How to track decisions in a project (so they stop getting lost)

To track decisions in a project, record four things for each one: what was decided, why, when, and who owns it. Keep these in a single findable place (a decision log) instead of scattered across meeting notes and chat, and link each decision to the initiative or task it affects. This turns a vague "we talked about it somewhere" into a record you can search, revisit, and act on.

Why project decisions get lost

Most decisions aren't lost on purpose. They get made in a meeting, a Slack thread, or a doc comment, then move forward without ever being written down as a decision. Weeks later, no one remembers why a choice was made, who agreed to it, or whether it still holds.

The cost shows up as rework and second-guessing. Teams re-debate settled questions, miss the context behind a constraint, or discover too late that the person who owned a decision left or changed their mind. The information exists somewhere, but it's not findable when it matters.

The fix isn't more meetings. It's a lightweight, consistent habit of capturing decisions in a place separate from the discussion that produced them, so the outcome doesn't have to be reconstructed from a wall of notes.

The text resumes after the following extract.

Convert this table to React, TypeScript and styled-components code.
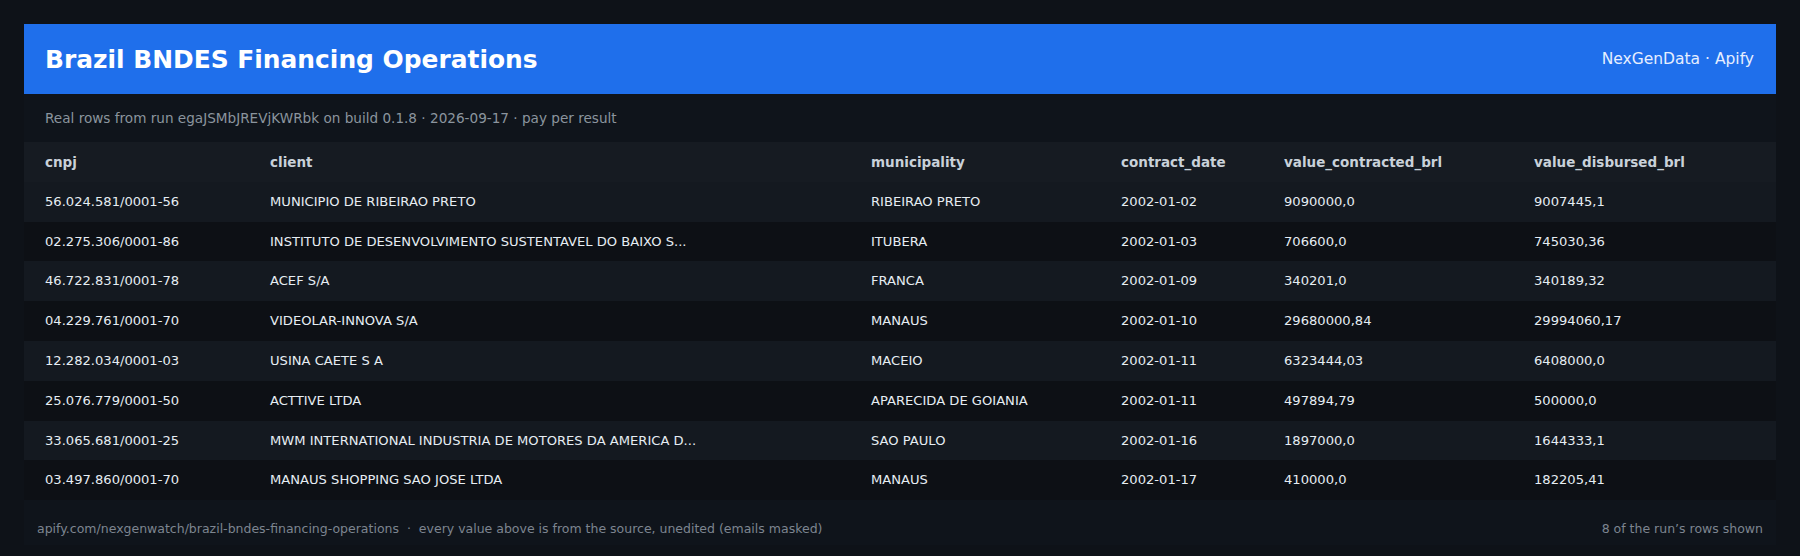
import React from 'react';
import styled, { createGlobalStyle } from 'styled-components';

const GlobalStyle = createGlobalStyle`
    html, body {
        margin: 0;
        padding: 0;
        background-color: #0e1218;
    }
    body {
        font-family: "DejaVu Sans", "Noto Sans", sans-serif;
    }
`;

const Page = styled.div`
    width: 1800px;
    height: 556px;
    box-sizing: border-box;
    padding: 24px 24px 12px;
`;

const Card = styled.div`
    background-color: #0f141b;
    display: flex;
    flex-direction: column;
`;

const Header = styled.header`
    height: 70px;
    background-color: #1f6feb;
    display: flex;
    align-items: center;
    justify-content: space-between;
    padding: 0 22px 0 21px;
`;

const Title = styled.h1`
    margin: 0;
    font-size: 24.9px;
    font-weight: 700;
    color: #ffffff;
`;

const Brand = styled.span`
    font-size: 15.5px;
    color: #e6eeff;
`;

const Subtitle = styled.p`
    margin: 0;
    padding: 16px 21px;
    line-height: 16px;
    font-size: 13.6px;
    color: #8b949e;
`;

const Table = styled.table`
    width: 100%;
    border-collapse: collapse;
    table-layout: fixed;
`;

const HeadCell = styled.th`
    text-align: left;
    padding: 13px 10px 11px 21px;
    line-height: 15.8px;
    font-size: 13.5px;
    font-weight: 700;
    color: #c9d1d9;
    background-color: #161b22;
`;

const Row = styled.tr<{ $odd: boolean }>`
    background-color: ${(p) => (p.$odd ? '#141920' : '#0d1015')};
`;

const Cell = styled.td`
    padding: 12px 10px 12px 21px;
    line-height: 15.8px;
    font-size: 13.1px;
    color: #e6edf3;
    white-space: nowrap;
    overflow: hidden;
`;

const Footer = styled.footer`
    display: flex;
    justify-content: space-between;
    padding: 21px 13px 9px;
    font-size: 12.5px;
    line-height: 15px;
    color: #7d8590;
`;

const columns = [
    { key: 'cnpj', width: 225 },
    { key: 'client', width: 601 },
    { key: 'municipality', width: 250 },
    { key: 'contract_date', width: 163 },
    { key: 'value_contracted_brl', width: 250 },
    { key: 'value_disbursed_brl', width: 263 },
];

const rows = [
    ['56.024.581/0001-56', 'MUNICIPIO DE RIBEIRAO PRETO', 'RIBEIRAO PRETO', '2002-01-02', '9090000,0', '9007445,1'],
    ['02.275.306/0001-86', 'INSTITUTO DE DESENVOLVIMENTO SUSTENTAVEL DO BAIXO S...', 'ITUBERA', '2002-01-03', '706600,0', '745030,36'],
    ['46.722.831/0001-78', 'ACEF S/A', 'FRANCA', '2002-01-09', '340201,0', '340189,32'],
    ['04.229.761/0001-70', 'VIDEOLAR-INNOVA S/A', 'MANAUS', '2002-01-10', '29680000,84', '29994060,17'],
    ['12.282.034/0001-03', 'USINA CAETE S A', 'MACEIO', '2002-01-11', '6323444,03', '6408000,0'],
    ['25.076.779/0001-50', 'ACTTIVE LTDA', 'APARECIDA DE GOIANIA', '2002-01-11', '497894,79', '500000,0'],
    ['33.065.681/0001-25', 'MWM INTERNATIONAL INDUSTRIA DE MOTORES DA AMERICA D...', 'SAO PAULO', '2002-01-16', '1897000,0', '1644333,1'],
    ['03.497.860/0001-70', 'MANAUS SHOPPING SAO JOSE LTDA', 'MANAUS', '2002-01-17', '410000,0', '182205,41'],
];

function App() {
    return (
        <>
            <GlobalStyle />
            <Page>
                <Card>
                    <Header>
                        <Title>Brazil BNDES Financing Operations</Title>
                        <Brand>NexGenData · Apify</Brand>
                    </Header>
                    <Subtitle>
                        Real rows from run egaJSMbJREVjKWRbk on build 0.1.8 · 2026-09-17 · pay per result
                    </Subtitle>
                    <Table>
                        <colgroup>
                            {columns.map((c) => (
                                <col key={c.key} style={{ width: c.width }} />
                            ))}
                        </colgroup>
                        <thead>
                            <tr>
                                {columns.map((c) => (
                                    <HeadCell key={c.key}>{c.key}</HeadCell>
                                ))}
                            </tr>
                        </thead>
                        <tbody>
                            {rows.map((r, i) => (
                                <Row key={r[0]} $odd={i % 2 === 0}>
                                    {r.map((v, j) => (
                                        <Cell key={j}>{v}</Cell>
                                    ))}
                                </Row>
                            ))}
                        </tbody>
                    </Table>
                    <Footer>
                        <span>
                            apify.com/nexgenwatch/brazil-bndes-financing-operations&nbsp; · &nbsp;every value above is from the source, unedited (emails masked)
                        </span>
                        <span>8 of the run’s rows shown</span>
                    </Footer>
                </Card>
            </Page>
        </>
    );
}

export default App;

A simple practice for capturing decisions

For every decision worth remembering, capture four fields. What was decided (a clear one-line statement). Why (the reasoning or constraint behind it). When (the date). Who (the owner accountable for it). That's enough structure to make a decision useful months later without turning logging into a chore.

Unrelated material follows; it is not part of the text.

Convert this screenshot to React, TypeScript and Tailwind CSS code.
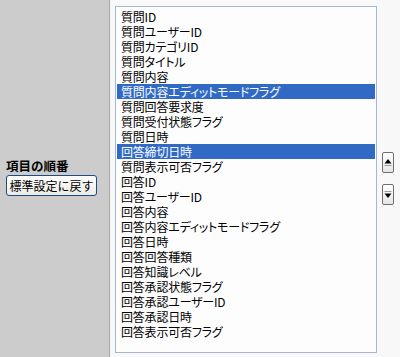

Keep them together in a decision log rather than buried inline. A single, searchable list lets anyone scan past choices, find the one they need, and see the rationale without digging through transcripts. Date-stamping also makes it clear when a decision is stale and due for a revisit.

Then link each decision to the work it affects. A decision attached to its initiative or task carries its context exactly where someone will hit it, so the reasoning travels with the work instead of living in a separate archive no one opens.

How Verkion tracks decisions with the Memory Graph

Verkion is AI project management built on a human-in-the-loop model: the AI proposes, and a person approves before anything is created. Its Memory Graph reads your team's own notes and docs and proposes decisions and action items, each one cited back to the source note it came from, so you can see where a suggested decision originated.

Nothing becomes a tracked record automatically. You review each proposed decision and approve the ones that are real, which keeps the log accurate and free of noise. Suggestions get sharper as the workspace's notes grow, because the graph has more of your team's own material to draw from.

Approved decisions can be linked to your initiatives, workstreams, and tasks, so the rationale lives next to the work it shapes. Your content is processed to generate these suggestions but is not used to train AI models, and each workspace is isolated through Postgres row-level security.

Frequently asked questions

What should a decision record include?

At minimum, four things: what was decided, why (the reasoning or constraint), when it was decided, and who owns it. These fields make a decision understandable months later without having to reconstruct the conversation. Keeping them in a consistent format also makes the log easy to scan and search.

Where should decisions be stored so they stay findable?

Keep decisions in a dedicated, searchable decision log rather than scattered across meeting notes and chat threads. Storing them in one place separates the outcome from the discussion that produced it. Linking each decision to the related initiative or task keeps the context attached to the work it affects.

How is tracking decisions different from taking meeting notes?

Meeting notes capture the full discussion; a decision record captures only the outcome and its essentials, so it stays findable. Notes are where decisions are made, but without a separate log the decision itself is buried in paragraphs. The two work together: notes hold the conversation, the decision log holds the conclusion.

How does Verkion help track decisions?

Verkion's Memory Graph reads your team's own notes and docs and proposes decisions, each cited to its source note. You approve the ones worth keeping (nothing is recorded automatically), and approved decisions can be linked to initiatives and tasks. Suggestions improve as your workspace's notes grow, and your content is never used to train AI models.